But the collection isn't simply a monument to the genius of Van Zandt, who died on New Year's Eve 1997. Earle also shows off his chops as a performer. (As if we needed proof.) Is the music folk? Or country? Or rock? Or bluegrass, alternative, blues?
The answer is all of the above. And none of the above. What he does with the songs isn't the point. What does matter is we have one outstanding artist doing the work of another outstanding artist.
Earle opens the collection with the oft covered "Pancho and Lefty" and uses a winning formula -- he doesn't change it. The track is Earle performing the song as Van Zandt must have done a thousand times -- a man, his guitar and little else.
Interestingly, this was Earle's approach to much of Townes, even when the album's production doesn't make it obvious. All but four of the tracks were recorded by Earle, alone with his guitar in his apartment. He has said he wanted the songs to be as close to his memories of Van Zandt as possible.
Additional instruments were added later to give the songs the sound they have on the album.
However, some of the songs take a very different feel than Van Zandt might have lent them. Earle recorded "White Freight Liner Blues," "Delta Momma Blues" and "Don't You Take It Too Bad" in Nashville with a bluegrass band.
And then there's "Lungs," which features production from John King of the Dust Brothers and guitar from Tom Morello of Rage Against the Machine and Audioslave. With Morello's one-of-a-kind shredding electric guitar and King's beats, the track isn't for Van Zandt purists.
It does, however, retain the fright and desperation that was often present in Van Zandt's work. If the spirit of the song is unchanged, what's wrong with a new arrangement?
Some of the lighter moments on the album come when he incorporates family. Wife Allison Moorer sings harmony on "Loretta," probably the happiest song on the album, and "To Live Is to Fly." The latter is another well-known track with which Earle wisely does little tinkering.
In the end, though, there's little anyone can say about Earle's handling of these songs. He learned them sitting at the feet of the master, so he has a better idea of what to do with them than any of us. Rearranged or unchanged, well known or obscure, pretty much every track on this album works just as it is.

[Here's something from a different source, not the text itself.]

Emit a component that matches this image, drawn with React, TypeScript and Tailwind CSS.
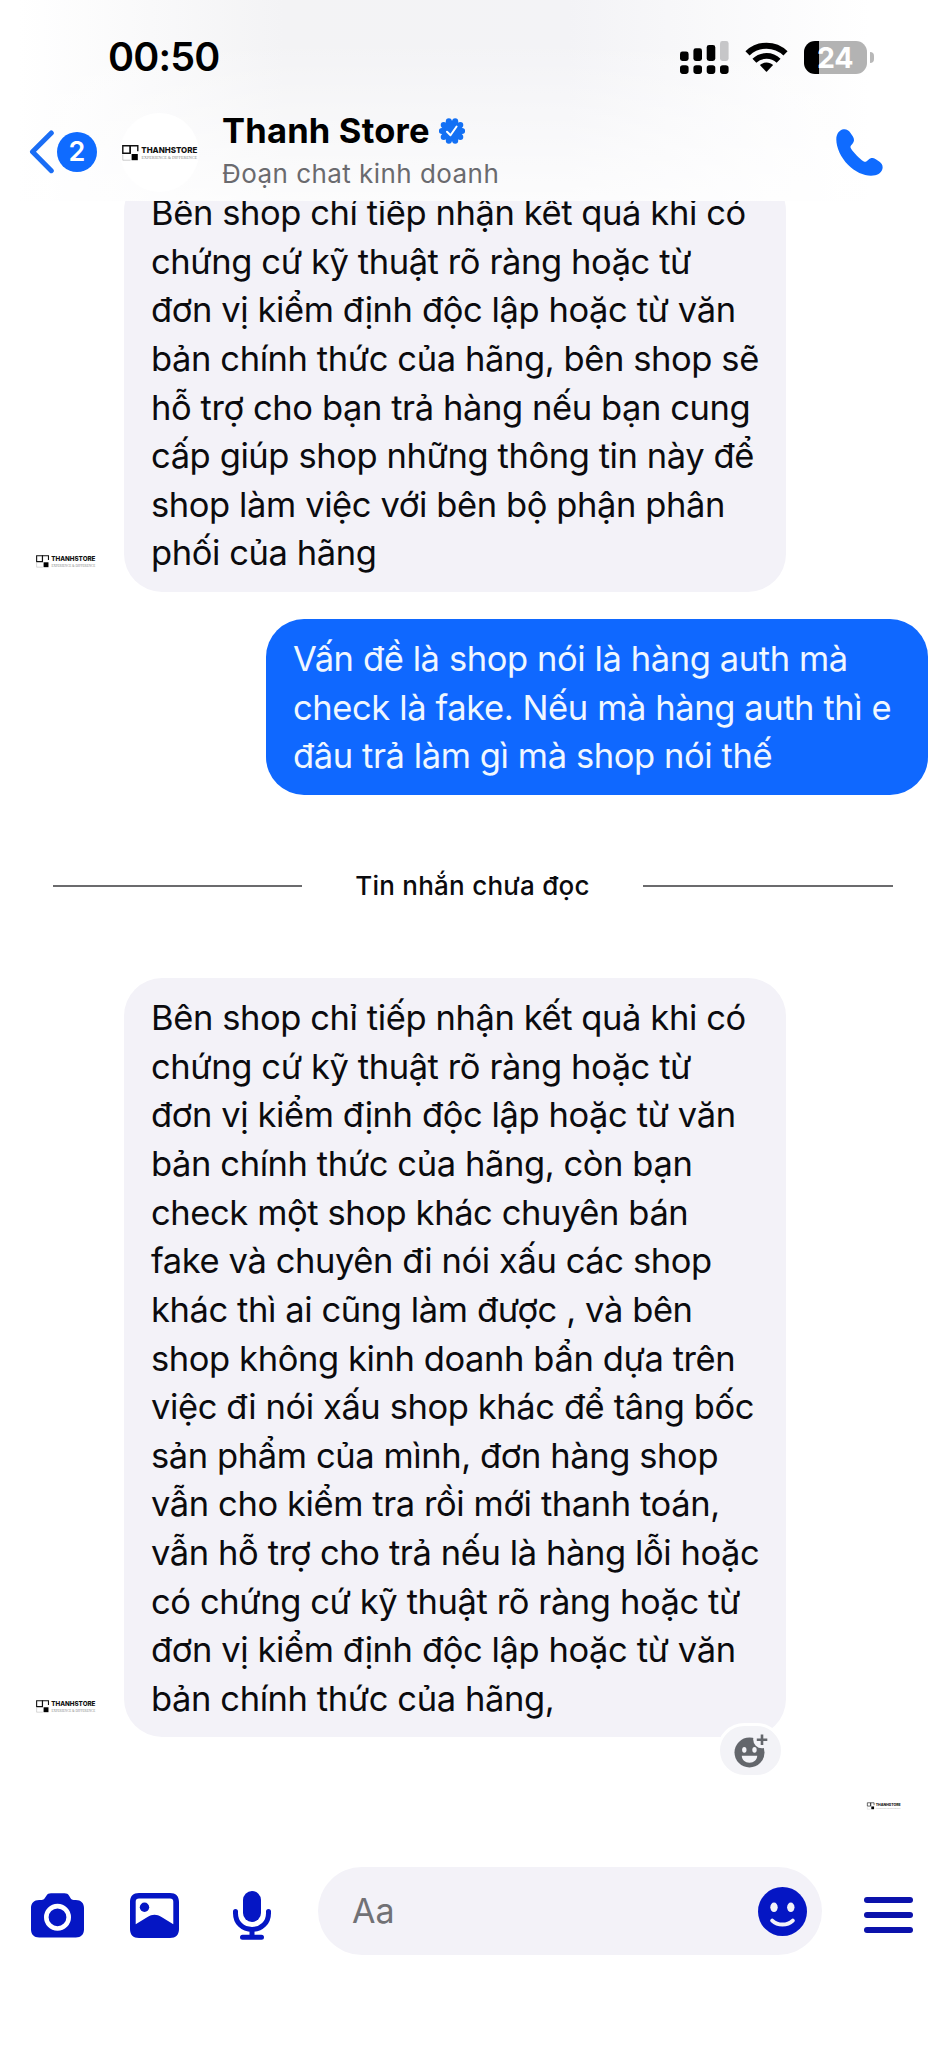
import clsx from 'clsx';

interface Message {
  id: number;
  mine?: boolean;
  reactable?: boolean;
  lines: string[];
}

const readMessages: Message[] = [
  {
    id: 1,
    lines: [
      'Bên shop chỉ tiếp nhận kết quả khi có',
      'chứng cứ kỹ thuật rõ ràng hoặc từ',
      'đơn vị kiểm định độc lập hoặc từ văn',
      'bản chính thức của hãng, bên shop sẽ',
      'hỗ trợ cho bạn trả hàng nếu bạn cung',
      'cấp giúp shop những thông tin này để',
      'shop làm việc với bên bộ phận phân',
      'phối của hãng',
    ],
  },
  {
    id: 2,
    mine: true,
    lines: [
      'Vấn đề là shop nói là hàng auth mà',
      'check là fake. Nếu mà hàng auth thì e',
      'đâu trả làm gì mà shop nói thế',
    ],
  },
];

const unreadMessage: Message = {
  id: 3,
  reactable: true,
  lines: [
    'Bên shop chỉ tiếp nhận kết quả khi có',
    'chứng cứ kỹ thuật rõ ràng hoặc từ',
    'đơn vị kiểm định độc lập hoặc từ văn',
    'bản chính thức của hãng, còn bạn',
    'check một shop khác chuyên bán',
    'fake và chuyên đi nói xấu các shop',
    'khác thì ai cũng làm được , và bên',
    'shop không kinh doanh bẩn dựa trên',
    'việc đi nói xấu shop khác để tâng bốc',
    'sản phẩm của mình, đơn hàng shop',
    'vẫn cho kiểm tra rồi mới thanh toán,',
    'vẫn hỗ trợ cho trả nếu là hàng lỗi hoặc',
    'có chứng cứ kỹ thuật rõ ràng hoặc từ',
    'đơn vị kiểm định độc lập hoặc từ văn',
    'bản chính thức của hãng,',
  ],
};

function StoreLogo({ className }: { className?: string }) {
  return (
    <svg viewBox="0 0 76 16" className={clsx('overflow-visible', className)}>
      <g fill="none" stroke="#111" strokeWidth="1.4">
        <path d="M.8.8h7.4v7.4H.8z" />
        <path d="M8.2 8.2V.8h7.6v5.4" />
      </g>
      <path d="M.8 9.5v5.7h7.8" fill="none" stroke="#aaa" strokeWidth=".6" />
      <path d="M9.6 9h6.2v6.2H9.6z" fill="#000" />
      <text
        x="19.3"
        y="7.7"
        textLength="56"
        lengthAdjust="spacingAndGlyphs"
        fill="#111"
        className="font-[Inter] text-[8px] font-extrabold"
      >
        THANHSTORE
      </text>
      <text
        x="19.5"
        y="14.4"
        textLength="55.5"
        lengthAdjust="spacingAndGlyphs"
        fill="#888"
        className="font-['Liberation_Serif'] text-[4.6px]"
      >
        EXPERIENCE &amp; DIFFERENCE
      </text>
    </svg>
  );
}

function StatusBar() {
  return (
    <div className="flex h-[114px] items-center pl-[108px] pr-[72px]">
      <span className="mt-0.5 text-[39.5px] font-semibold leading-none tracking-[-0.8px] text-black">00:50</span>
      <div className="ml-auto flex items-start gap-4">
        <svg width="49" height="33" viewBox="0 0 49 33">
          <rect x="0" y="10.5" width="8.6" height="9.5" rx="2.4" />
          <rect x="13.4" y="7.3" width="8.6" height="12.7" rx="2.4" />
          <rect x="26.7" y="4" width="8.6" height="16" rx="2.4" />
          <rect x="40" y="0" width="8.6" height="20" rx="2.4" fill="#c6c6c8" />
          <rect x="0" y="24.3" width="8.6" height="8.6" rx="2.8" />
          <rect x="13.4" y="24.3" width="8.6" height="8.6" rx="2.8" />
          <rect x="26.7" y="24.3" width="8.6" height="8.6" rx="2.8" />
          <rect x="40" y="24.3" width="8.6" height="8.6" rx="2.8" />
        </svg>
        <svg width="43" height="33" viewBox="0 0 43 33">
          <path d="M2.5 12.3a27.4 27.4 0 0 1 38 0" fill="none" stroke="#000" strokeWidth="6" />
          <path d="M9.4 19.8a17.4 17.4 0 0 1 24.2 0" fill="none" stroke="#000" strokeWidth="5.6" />
          <path d="M21.5 21.6c-2.6 0-4.8.9-6.6 2.500l6.100 6.400c.3.3.7.3 1 0l6.100-6.400c-1.800-1.600-4-2.500-6.600-2.500z" />
        </svg>
        <div className="flex items-center gap-[3px]">
          <div className="flex h-[33px] w-[63px] items-center rounded-[11px] bg-[linear-gradient(90deg,#000_15px,#b3b3b3_15px)] pl-[13px] text-[28.5px] font-bold leading-[33px] tracking-[-0.3px] text-white">
            24
          </div>
          <div className="h-[11px] w-[4px] rounded-r-full bg-[#b8b8b8]" />
        </div>
      </div>
    </div>
  );
}

function ChatHeader() {
  return (
    <header className="h-[201px] bg-white bg-[linear-gradient(180deg,rgba(255,255,255,0)_20%,rgba(255,255,255,0.75)_100%),linear-gradient(90deg,#ffffff_2%,#f3f3f5_30%,#f3f3f6_60%,#ffffff_92%)]">
      <StatusBar />
      <div className="flex items-start pl-[29px]">
        <svg width="26" height="44" viewBox="0 0 26 44" className="mt-4">
          <path d="M22.3 3 3.5 21.8 22.3 40.7" fill="none" stroke="#1a6df5" strokeWidth="5" strokeLinecap="round" strokeLinejoin="round" />
        </svg>
        <div className="ml-[2px] mt-[18px] flex size-10 items-center justify-center rounded-full bg-[#0f6bff] text-[27px] font-semibold text-white">
          2
        </div>
        <div className="ml-[23px] -mt-px flex size-[79px] items-center justify-center rounded-full bg-white">
          <StoreLogo className="h-4 w-[76px]" />
        </div>
        <div className="ml-[23px]">
          <div className="flex items-center">
            <h1 className="text-[34.5px] font-bold leading-[34px] tracking-[0.2px] text-black">Thanh Store</h1>
            <svg width="26" height="26" viewBox="0 0 26 26" className="ml-[9px]">
              <g fill="#1370f4">
                <circle cx="13" cy="13" r="10.6" />
                <circle cx="16.2" cy="3.2" r="3" />
                <circle cx="21.3" cy="6.900" r="3" />
                <circle cx="23.2" cy="13" r="3" />
                <circle cx="21.3" cy="19.1" r="3" />
                <circle cx="16.2" cy="22.8" r="3" />
                <circle cx="9.8" cy="22.8" r="3" />
                <circle cx="4.7" cy="19.1" r="3" />
                <circle cx="2.8" cy="13" r="3" />
                <circle cx="4.7" cy="6.9" r="3" />
                <circle cx="9.8" cy="3.2" r="3" />
              </g>
              <path d="m8 13.8 3.500 3.500L17.600 8.500" fill="none" stroke="#fff" strokeWidth="2" strokeLinecap="round" strokeLinejoin="round" />
            </svg>
          </div>
          <p className="mt-[10px] text-[26px] leading-[32px] tracking-[0.45px] text-[#6a6a6e]">Đoạn chat kinh doanh</p>
        </div>
        <svg width="47" height="47" viewBox="0 0 47 47" className="ml-auto mr-[63px] mt-[15px]">
          <path
            d="M7.600.3C3.600.8.300 4.600.300 10.500c0 8 4.500 18 11.700 25.200C19 42.700 27.600 46.700 35 46.700c6 0 10.300-2.500 11.400-6.700.8-3.200-.5-5.500-3.200-7.500l-3.400-2.300c-2.900-1.800-5.200-1.500-7.600.7l-1.600 1.300c-1 .8-2 .7-3.200 0-2-1.200-4.300-3.200-6.700-5.700-2.500-2.600-4.400-4.700-5.700-6.900-.7-1.200-.7-2 0-3l1.500-1.800c1.900-2.500 1.900-4.600.4-7.200L14.500 4C12.600 1.200 10.500 0 7.600.300z"
            fill="#0f6bff"
          />
        </svg>
      </div>
    </header>
  );
}

function Bubble({ message, className }: { message: Message; className?: string }) {
  return (
    <div className={clsx('flex items-end', message.mine ? 'justify-end pr-[18px]' : 'pl-9', className)}>
      {!message.mine && <StoreLogo className="mb-6 mr-7 h-[13px] w-[60px]" />}
      <div
        className={clsx(
          'relative w-[662px] whitespace-nowrap rounded-[38px] pb-[13.5px] pl-[27px] pt-[16.5px] text-[34.5px] leading-[48.64px] tracking-[-0.4px]',
          message.mine ? 'bg-[#0f68ff] text-[#f0f7ff]' : 'bg-[#f3f2f8] text-[#0b0b0e]',
        )}
      >
        {message.lines.map((line, i) => (
          <p key={i}>{line}</p>
        ))}
        {message.reactable && (
          <div className="absolute -bottom-[41px] right-[2px] flex h-[55px] w-[67px] items-center justify-center rounded-full border-[3px] border-white bg-[#f3f3f7]">
            <svg width="34" height="34" viewBox="0 0 34 34">
              <circle cx="15.5" cy="18.5" r="15" fill="#63666b" />
              <circle cx="28" cy="5.5" r="8.8" fill="#f3f3f7" />
              <path d="M28 .5v10.5M22.8 5.7h10.5" stroke="#63666b" strokeWidth="2.6" />
              <ellipse cx="10.3" cy="15.8" rx="2.2" ry="2.9" fill="#f3f3f7" />
              <ellipse cx="20.5" cy="15.8" rx="2.2" ry="2.9" fill="#f3f3f7" />
              <path d="M7.8 21.8h15.4c0 4-3.3 6.9-7.7 6.9s-7.7-2.9-7.7-6.9z" fill="#f3f3f7" />
            </svg>
          </div>
        )}
      </div>
    </div>
  );
}

function UnreadDivider() {
  return (
    <div className="mt-[70px] flex h-[42px] items-center justify-between px-[53px]">
      <span className="h-[2px] w-[249px] bg-[#6b6b6d]" />
      <span className="text-[26px] font-medium tracking-[0.25px] text-[#0b0b0e]">Tin nhắn chưa đọc</span>
      <span className="h-[2px] w-[250px] bg-[#6b6b6d]" />
    </div>
  );
}

function Composer() {
  return (
    <footer className="flex h-[88px] items-center pl-[31px]">
      <svg width="53" height="45" viewBox="0 0 53 45" className="mt-[9px]">
        <path
          d="M20 .3h13.5c2.2 0 3.5.7 4.6 2.5l1.5 2.4c.8 1.2 1.6 1.7 3 1.7h2.2c5.2 0 8.2 3 8.2 8.2v21.2c0 5.2-3 8.2-8.2 8.2H8.2C3 44.5 0 41.5 0 36.3V15.1c0-5.2 3-8.2 8.2-8.2h2.5c1.4 0 2.2-.5 3-1.7l1.7-2.4C16.5 1 17.8.3 20 .3z"
          fill="#0516c4"
        />
        <circle cx="26.5" cy="24.3" r="11.2" fill="#0516c4" stroke="#fff" strokeWidth="4.6" />
      </svg>
      <svg width="49" height="45" viewBox="0 0 49 45" className="ml-[46px] mt-[9px]">
        <path
          d="M9 0h31c5.8 0 9 3.2 9 9v27c0 5.8-3.2 9-9 9H9c-5.8 0-9-3.2-9-9V9c0-5.8 3.2-9 9-9zM9 5.4C6.8 5.4 5.7 6.5 5.7 8.7v22.6l11.8-7.4c4.9-2.9 9.1-2.9 14 0l11.8 7.4V8.7c0-2.2-1.1-3.3-3.3-3.3z"
          fill="#0516c4"
          fillRule="evenodd"
        />
        <circle cx="14.5" cy="14.3" r="4.7" fill="#0516c4" />
      </svg>
      <svg width="38" height="49" viewBox="0 0 38 49" className="ml-[54px] mt-[9px]">
        <rect x="10" y="0" width="18" height="31" rx="9" fill="#0516c4" />
        <path d="M2.5 20.5v1.7C2.5 31.6 9.3 38.4 19 38.4s16.5-6.8 16.5-16.2v-1.7M19 38.4v7.8M9.5 46.2h19" fill="none" stroke="#0516c4" strokeWidth="5" strokeLinecap="round" />
      </svg>
      <div className="ml-[47px] flex h-[88px] w-[504px] items-center rounded-full bg-[#f3f2f8] pl-[34px] pr-[15px]">
        <span className="-mt-0.5 text-[34px] text-[#717175]">Aa</span>
        <svg width="49" height="49" viewBox="0 0 49 49" className="ml-auto">
          <circle cx="24.5" cy="24.5" r="24.5" fill="#0516c4" />
          <ellipse cx="16" cy="20.3" rx="3.7" ry="4.8" fill="#f3f2f8" />
          <ellipse cx="32.8" cy="20.3" rx="3.7" ry="4.8" fill="#f3f2f8" />
          <path d="M14.2 33.6c5.6 5.3 15 5.3 20.6 0" fill="none" stroke="#f3f2f8" strokeWidth="4" strokeLinecap="round" />
        </svg>
      </div>
      <div className="ml-[42px] mt-2 flex w-[49px] flex-col gap-[9px]">
        <span className="h-1.5 rounded-full bg-[#0b12ab]" />
        <span className="h-1.5 rounded-full bg-[#0b12ab]" />
        <span className="h-1.5 rounded-full bg-[#0b12ab]" />
      </div>
    </footer>
  );
}

export default function App() {
  return (
    <div className="flex h-[2048px] w-[946px] flex-col overflow-hidden bg-white font-[Inter,sans-serif]">
      <ChatHeader />
      <main className="flex h-[1666px] flex-col overflow-hidden">
        <Bubble message={readMessages[0]} className="-mt-[28.5px]" />
        <Bubble message={readMessages[1]} className="mt-[27px]" />
        <UnreadDivider />
        <Bubble message={unreadMessage} className="mt-[71px]" />
        <StoreLogo className="ml-auto mr-[45px] mt-[65px] h-[8px] w-[34px]" />
      </main>
      <Composer />
    </div>
  );
}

If you want to argue that, I'll stand on your coffee table in my Chuck Taylors and say that.
My spin: A-
The album is a tribute not only to Van Zandt, but also to Earle and the friendship working relationship they shared. It's an album that a fan of either performer (and there's a lot of overlap there) must own.
It's also a good introduction to anyone interested in either man's work. You can hear the poet Van Zandt and the performer Earle.
While it's tough to whittle such a good album down to a few essential tracks, "Pancho and Lefty," "Mr. Mudd and Mr. Gold," "Loretta" and "Colorado Girl" make for a good starting point. But the list could go on for 11 more songs. This isn't one to be downloaded one-at-a-time. It's a good album, start to finish.
...and the beat goes on...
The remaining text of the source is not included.